My test batch was more faithful to the Saveur version, but the saffron was off-putting. I also tried to include sweet peas in the sauce, a la Shalezeh, but it wasn’t working. So I nixed them both, along with the yellow peas, chives and turmeric — the beef-tarragon-dill-basmati rice egg mix was plenty flavorful enough.

I also subbed in parsley microgreens plus their fennel-looking seed pods for the regular parsley, and added a tablespoon of ghee.

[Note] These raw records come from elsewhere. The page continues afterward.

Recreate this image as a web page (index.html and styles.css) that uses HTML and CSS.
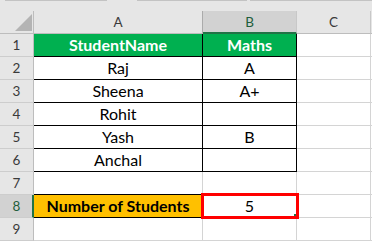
FILE: index.html
```html
<!DOCTYPE html>
<html>
<head>
<meta charset="utf-8">
<link rel="stylesheet" href="styles.css">
</head>
<body>
<div class="sheet">
  <div class="top">
    <span class="seg s1"></span><span class="seg s2"></span><span class="seg s3"></span>
  </div>
  <div class="grid">
    <div class="corner"><svg width="17" height="17" viewBox="0 0 17 17"><polygon points="17,0 17,17 0,17" fill="#b4b4b4"/></svg></div>
    <div class="ch">A</div>
    <div class="ch chsel">B</div>
    <div class="ch">C</div>
    <div class="ch end"></div>

    <div class="rh">1</div>
    <div class="c tb hd">StudentName</div>
    <div class="c tb hd">Maths</div>
    <div class="c"></div>
    <div class="c end"></div>

    <div class="rh">2</div>
    <div class="c tb">Raj</div>
    <div class="c tb">A</div>
    <div class="c"></div>
    <div class="c end"></div>

    <div class="rh">3</div>
    <div class="c tb">Sheena</div>
    <div class="c tb">A+</div>
    <div class="c"></div>
    <div class="c end"></div>

    <div class="rh">4</div>
    <div class="c tb">Rohit</div>
    <div class="c tb"></div>
    <div class="c"></div>
    <div class="c end"></div>

    <div class="rh">5</div>
    <div class="c tb">Yash</div>
    <div class="c tb">B</div>
    <div class="c"></div>
    <div class="c end"></div>

    <div class="rh">6</div>
    <div class="c tb">Anchal</div>
    <div class="c tb"></div>
    <div class="c"></div>
    <div class="c end"></div>

    <div class="rh">7</div>
    <div class="c bb"></div>
    <div class="c"></div>
    <div class="c"></div>
    <div class="c end"></div>

    <div class="rh rhsel">8</div>
    <div class="c tb total">Number of Students</div>
    <div class="c">5</div>
    <div class="c"></div>
    <div class="c end"></div>

    <div class="rh">9</div>
    <div class="c"></div>
    <div class="c"></div>
    <div class="c"></div>
    <div class="c end"></div>
  </div>
  <div class="selection"><span class="handle"></span></div>
</div>
</body>
</html>
```
FILE: styles.css
```css
* { box-sizing: border-box; }
html, body { margin: 0; padding: 0; }
body {
  width: 372px;
  height: 241px;
  overflow: hidden;
  background: #ffffff;
  font-family: Lato, "Liberation Sans", sans-serif;
}
.sheet { position: relative; width: 372px; height: 241px; }

.top {
  height: 11px;
  background: #e6e6e6;
  position: relative;
}
.seg {
  position: absolute;
  top: 0;
  height: 1px;
  background: #c3c3c3;
}
.s1 { left: 5px; width: 102px; }
.s2 { left: 137px; width: 110px; }
.s3 { left: 250px; width: 122px; }

.grid {
  display: grid;
  grid-template-columns: 34px 169px 94px 74px 1fr;
  grid-auto-rows: 23px;
}

.corner {
  background: #e6e6e6;
  border-right: 1px solid #bdbdbd;
  border-bottom: 1px solid #bdbdbd;
  display: flex;
  align-items: flex-end;
  justify-content: flex-end;
  padding: 0 1px 2px 0;
}
.corner svg { display: block; }

.ch {
  background: #e6e6e6;
  border-right: 1px solid #c8c8c8;
  border-bottom: 1px solid #bdbdbd;
  font-size: 13.5px;
  line-height: 22px;
  color: #3a3a3a;
  text-align: center;
}
.ch:nth-child(2) { border-right-color: #ababab; }
.chsel {
  background: #d2d2d2;
  border-bottom: 2px solid #217346;
  color: #1f5e3b;
}
.ch.end { border-right: none; }

.rh {
  background: #e6e6e6;
  border-right: 1px solid #bdbdbd;
  border-bottom: 1px solid #cdcdcd;
  font-size: 13.5px;
  line-height: 22px;
  color: #3a3a3a;
  text-align: center;
}
.rhsel {
  background: #d2d2d2;
  border-right: 2px solid #217346;
  color: #1f5e3b;
  padding-left: 1px;
}

.c {
  border-right: 1px solid #d4d4d4;
  border-bottom: 1px solid #d4d4d4;
  font-size: 16px;
  line-height: 22px;
  color: #000000;
  text-align: center;
  white-space: nowrap;
}
.c.end { border-right: none; }
.tb {
  border-right-color: #000000;
  border-bottom-color: #000000;
}
.bb { border-bottom-color: #000000; }
.hd {
  background: #00b050;
  color: #ffffff;
  font-weight: 700;
}
.total {
  background: #ffc000;
  font-weight: 700;
}

.selection {
  position: absolute;
  left: 201px;
  top: 193px;
  width: 98px;
  height: 26px;
  border: 3px solid #ff0000;
}
.handle {
  position: absolute;
  right: 0;
  bottom: 0;
  width: 2px;
  height: 2px;
  background: #217346;
}
```
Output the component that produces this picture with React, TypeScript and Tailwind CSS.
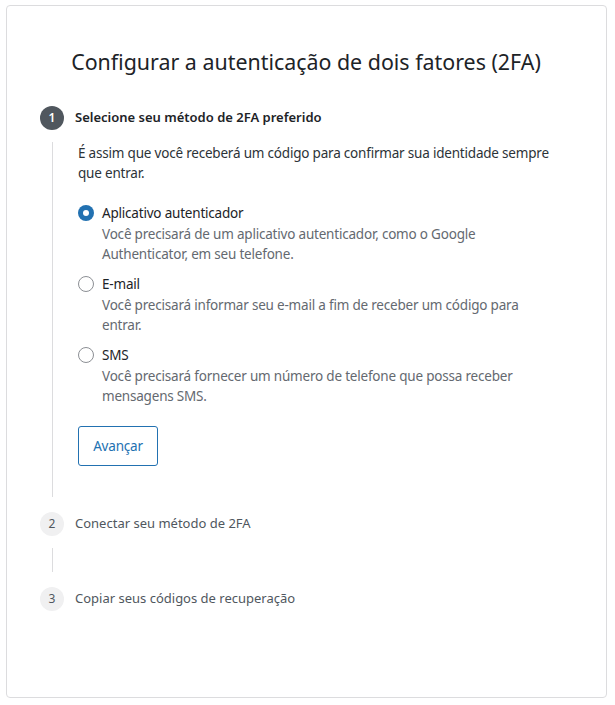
const font = { fontFamily: '"Noto Sans", "Open Sans", sans-serif' };

type Step = { num: number; label: string; active: boolean };

const steps: Step[] = [
	{ num: 1, label: "Selecione seu método de 2FA preferido", active: true },
	{ num: 2, label: "Conectar seu método de 2FA", active: false },
	{ num: 3, label: "Copiar seus códigos de recuperação", active: false },
];

const options = [
	{
		id: "app",
		title: "Aplicativo autenticador",
		desc: "Você precisará de um aplicativo autenticador, como o Google Authenticator, em seu telefone.",
		checked: true,
	},
	{
		id: "email",
		title: "E-mail",
		desc: "Você precisará informar seu e-mail a fim de receber um código para entrar.",
		checked: false,
	},
	{
		id: "sms",
		title: "SMS",
		desc: "Você precisará fornecer um número de telefone que possa receber mensagens SMS.",
		checked: false,
	},
];

const Radio = ({ checked }: { checked: boolean }) =>
	checked ? (
		<span className="mt-[2px] w-4 h-4 shrink-0 rounded-full bg-[#2271b1] flex items-center justify-center">
			<span className="w-[6px] h-[6px] rounded-full bg-white" />
		</span>
	) : (
		<span className="mt-[2px] w-4 h-4 shrink-0 rounded-full border border-[#8c8f94] bg-white" />
	);

const MethodPicker = () => (
	<div className="flex flex-col text-[13.5px] tracking-[-0.2px]">
		<p className="leading-5 text-[#2c3338]">
			É assim que você receberá um código para confirmar sua identidade sempre que entrar.
		</p>
		<div className="flex flex-col gap-[10px] mt-5">
			{options.map((o) => (
				<label key={o.id} className="flex flex-row gap-2 items-start">
					<Radio checked={o.checked} />
					<div className="flex flex-col">
						<span className="leading-5 text-[#1d2327]">{o.title}</span>
						<span className="mt-px leading-5 text-[#646970]">{o.desc}</span>
					</div>
				</label>
			))}
		</div>
		<button className="mt-5 w-20 h-10 rounded-[3px] border border-[#2271b1] text-[#2271b1] bg-white">
			Avançar
		</button>
	</div>
);

export default function App() {
	return (
		<div className="pt-[5px] pl-[6px] bg-white" style={font}>
			<div className="w-[601px] h-[693px] border border-[#dcdcde] rounded-[4px] pl-[33px] pr-[48px]">
				<h1 className="pt-[38px] text-center text-[21.4px] leading-[36px] text-[#1d2327] pl-[14px]">
					Configurar a autenticação de dois fatores (2FA)
				</h1>
				<div className="flex flex-col mt-[26px]">
					{steps.map((s, i) => (
						<div key={s.num} className="flex flex-col">
							<div className="flex flex-row items-center gap-[11px] h-6">
								<span
									className={
										s.active
											? "w-6 h-6 rounded-full bg-[#50575e] text-white text-[12px] font-semibold flex items-center justify-center"
											: "w-6 h-6 rounded-full bg-[#f0f0f1] text-[#50575e] text-[12px] flex items-center justify-center"
									}
								>
									{s.num}
								</span>
								<span
									className={
										s.active
											? "text-[13px] font-semibold text-[#1d2327]"
											: "text-[13px] text-[#50575e]"
									}
								>
									{s.label}
								</span>
							</div>
							{i < steps.length - 1 && (
								<div className="flex flex-row mt-3 mb-[15px]">
									<div className="w-6 flex justify-center shrink-0">
										<div className="w-px h-full bg-[#dcdcde]" />
									</div>
									<div className={s.active ? "pl-[14px] pt-px pb-[31px]" : "h-6"}>
										{s.active && <MethodPicker />}
									</div>
								</div>
							)}
						</div>
					))}
				</div>
			</div>
		</div>
	);
}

I had to wing the filling. I found fresh fava bean pods at the godsend Manhattan Fruit Exchange in Chelsea Market, along with small yellow potatoes and prunes, and sauteed them in a tablespoon of ghee.

20130619-083756.jpg

To make the sauce as tomato-y and thick as I’d remembered it, I used five times the amount of tomato paste and used ghee instead of olive oil.

20130619-084101.jpg

I failed on the sour cherry front, and could only find fresh sweet cherries. So I added the juice of half a lemon to half a pound of the split and seeded fruit, but added some sugar too, because I recalled the Shalezeh version being sweet. After cooking that down for 25 minutes, I mixed in a couple tablespoons of ghee.

20130619-084526.jpg

I didn’t mix the cherries with rice, because the meatballs already had basmati in them, and with the bread — organic white Artisan rolls with a dusting of cinnamon — that would be too much starch.

We met up in Central Park, by that fountain near the arched catacombs where those dueling, yodelly violinists get down. Joe was wearing a shirt that spells Queens out phonetically in Korean.

“This sammy might be a little weird,” I warned him. “Should I tell you what’s in it now as I’m assembling it?”

“You’re going to make it right here?” said Joe.

“Yeah, I like to McDLT-style it,” I said.

“Wow, no, I want to be surprised right before I eat it,” he said.

I put together the sammy making a pocket with the rolls and scooping out the insides, and described Shalezeh to him.

“Oh, it’s Persian?” he said. “I was wondering if it was going to be Cambodian, because you mentioned it was an underrepresented cuisine.”

And as I suspected, Joe wasn’t fazed at all by the idea of sweet cherries with tomato sauce. “I haven’t had it yet, but what’s weird about that?”

20130619-083550.jpg

He took a bite, quietly chewing, his face betraying nothing. Pretty much all of my Sandwich Surprisees have had immediate reactions, so his blank look and deliberate analysis of flavors was new to me. I eyed him intently.

“It’s good,” he said after several moments. “I see what you mean about the combination. It’s hard because I didn’t have the original meal, so I’m trying to place it. Is it a breakfast sandwich? Is it a spin on peanut butter and jelly? But it’s very good.”

After a few more bites, I asked him if there was anything he didn’t like or would change.

“I’d like a little acidity,” he said. “I thought the cherries would be more sour.”

“Yeah, I looked for sour cherries,” I said ruefully. “But I could only find sweet ones. I should have added more lemon and skipped the sugar.”

Game for a second one, he didn’t want the bread scooped out of the middle this time, and assembled it himself like a regular sammy with the cinnamon boule roll split in half. I thought he might try it without the cherries, but he got right in there with a couple more scoops.

“Now that I’ve had it and know what it’s about, it’s growing on me,” he said.

I stopped pacing and made myself a sammy too. We talked about his three different food tours in Queens (great birthday gift), Yuji Ramen (delicious) and Andy Ricker‘s take on ordering meals “Thai spicy” (unnecessary).

Then Joe brightened as he realized something. “It’s like a tagine in a sandwich,” he said.

“So, what’s your final verdict?” I asked. (Mine? I didn’t get it to the must-eat level of Shalezeh, but there’s something strangely craveable about it anyway.)

“I’ve never had a sandwich like that before,” Joe said. “It definitely was a surprise. And it was great. Thanks so much!”

Sandwich Surprise is all about me running with my sammy ideas and springing them on friends, family, friends of friends, friends of family, and you get the idea. I’m always up for expanding my circle of food adventurers.